Have you bought all your presents? Do you even know what you’re getting? Have you gotten your cards done? We’re receiving cards already—that’s just wrong. It ought to be illegal, this early. Is your family coming? Are you going? Are you happy about that? How’s your joy so far this season?

The night of Jesus’ birth, the angel said: “I bring you good news of great joy that will be for all the people” (Luke 2:10). In the babe of Bethlehem there is “great joy.” Do you feel a well-being which transcends your circumstances today? If you don’t, you can. Here’s my advice: come to the manger with me today.

Let’s finish: “If we confess our sins, he is faithful and just and will forgive us our sins and purify us from all unrighteousness” (v. 9).
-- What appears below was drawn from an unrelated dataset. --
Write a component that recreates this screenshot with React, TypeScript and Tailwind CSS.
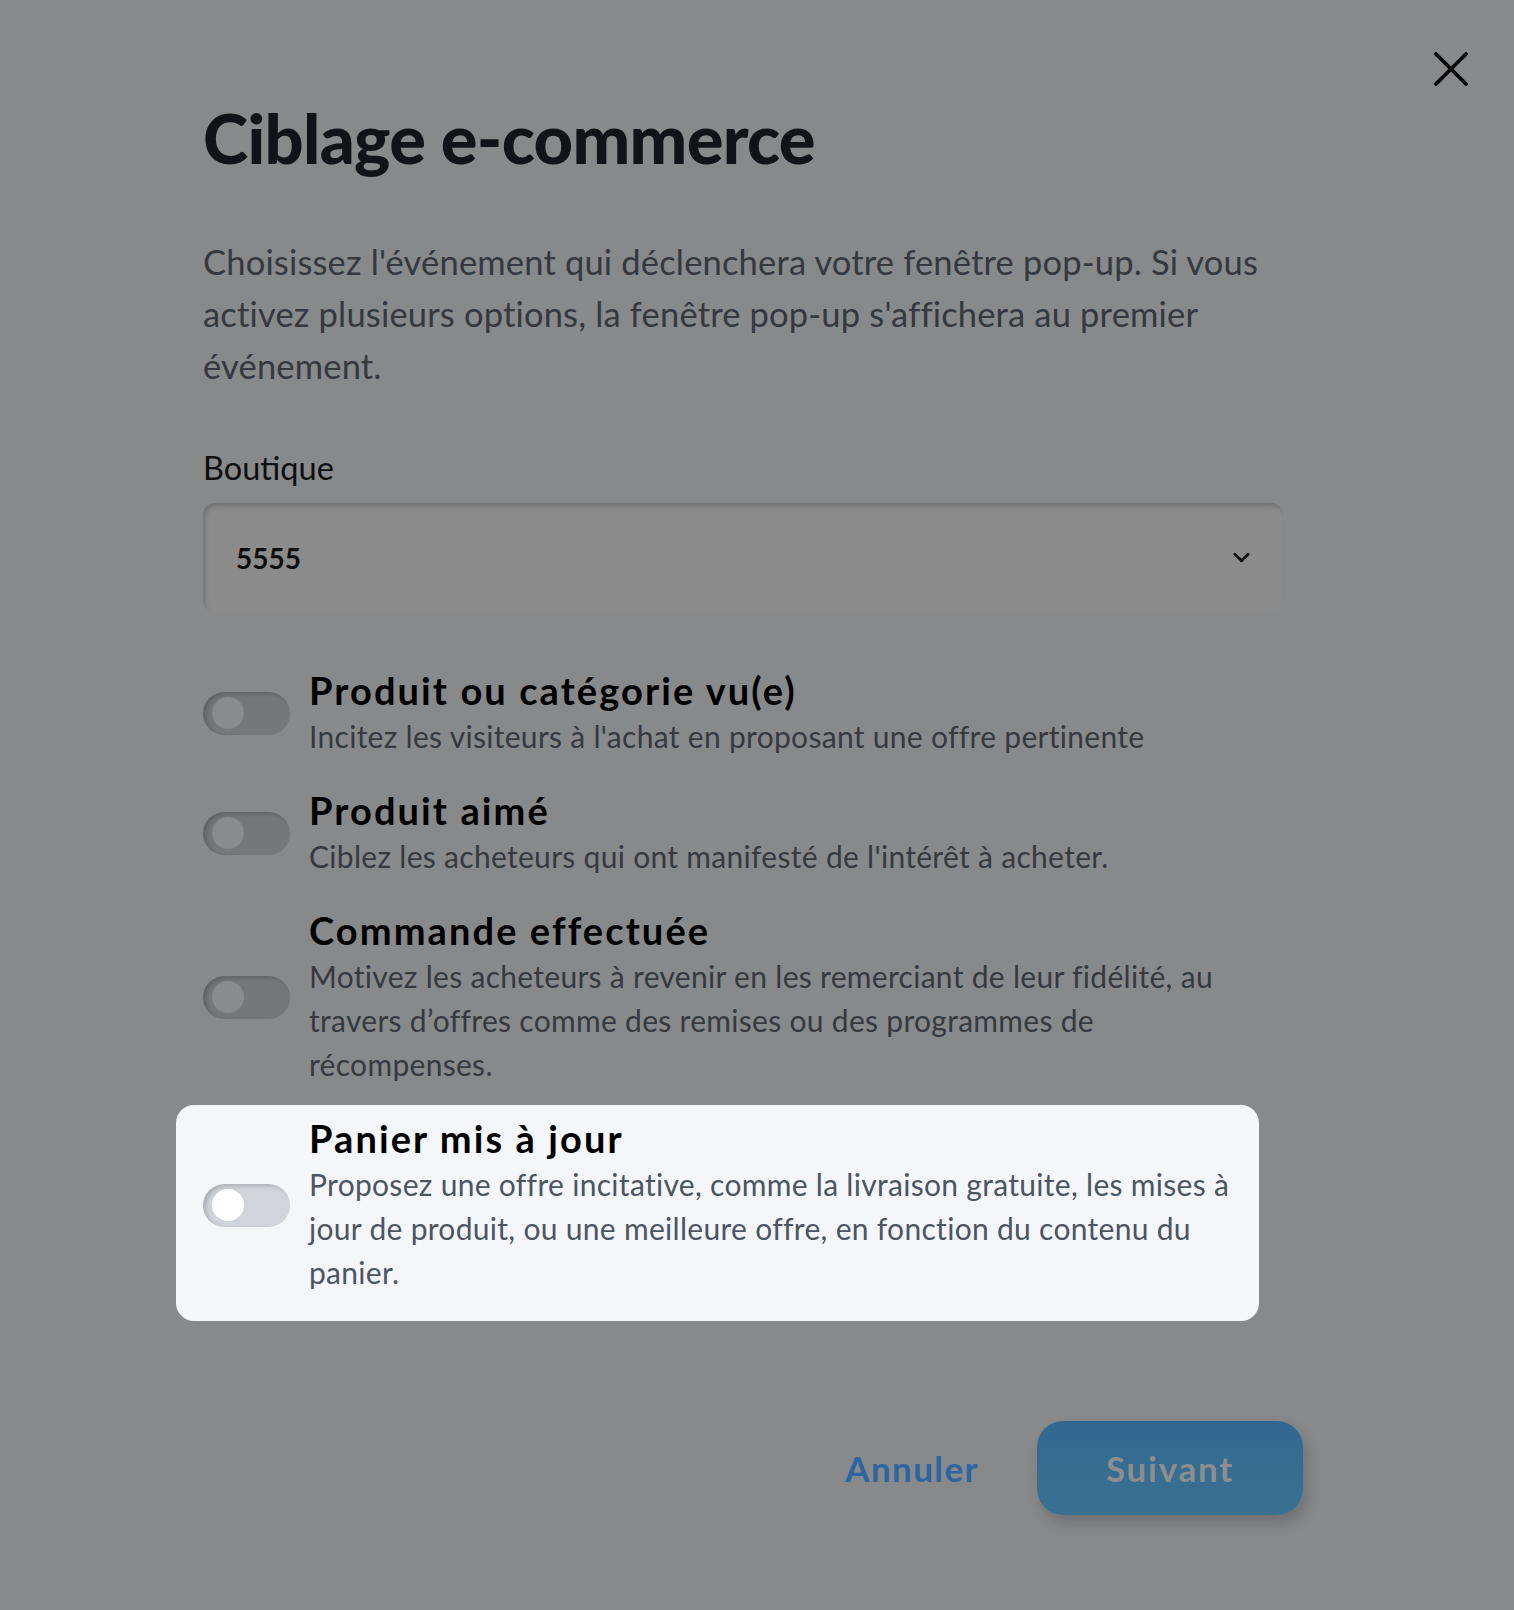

We have discovered that life, and fellowship, and joy are found in Christ alone. We can have them only because he came to earth for us, only because Christmas is real.

Now we learn that forgiveness is ours in him as well, and in him alone. If we will go to him, confess our failures and mistakes to him, and ask his forgiveness, he will give it. The babe of Bethlehem is the only One who can do this. And only because of Christmas.


These are the gifts of Christmas, from the Christ to us. In him, and in him alone, we have life, fellowship, joy, and forgiveness. We have all our soul really needs. Yes, Virginia, there really is a Christmas. And it matters more than anything else in all the world.

Have you received these gifts of grace yet? You cannot earn or deserve them. But you can receive them, in faith. They are grace to you. God’s grace to you.

God has even more grace for you. Why not come for it, right now?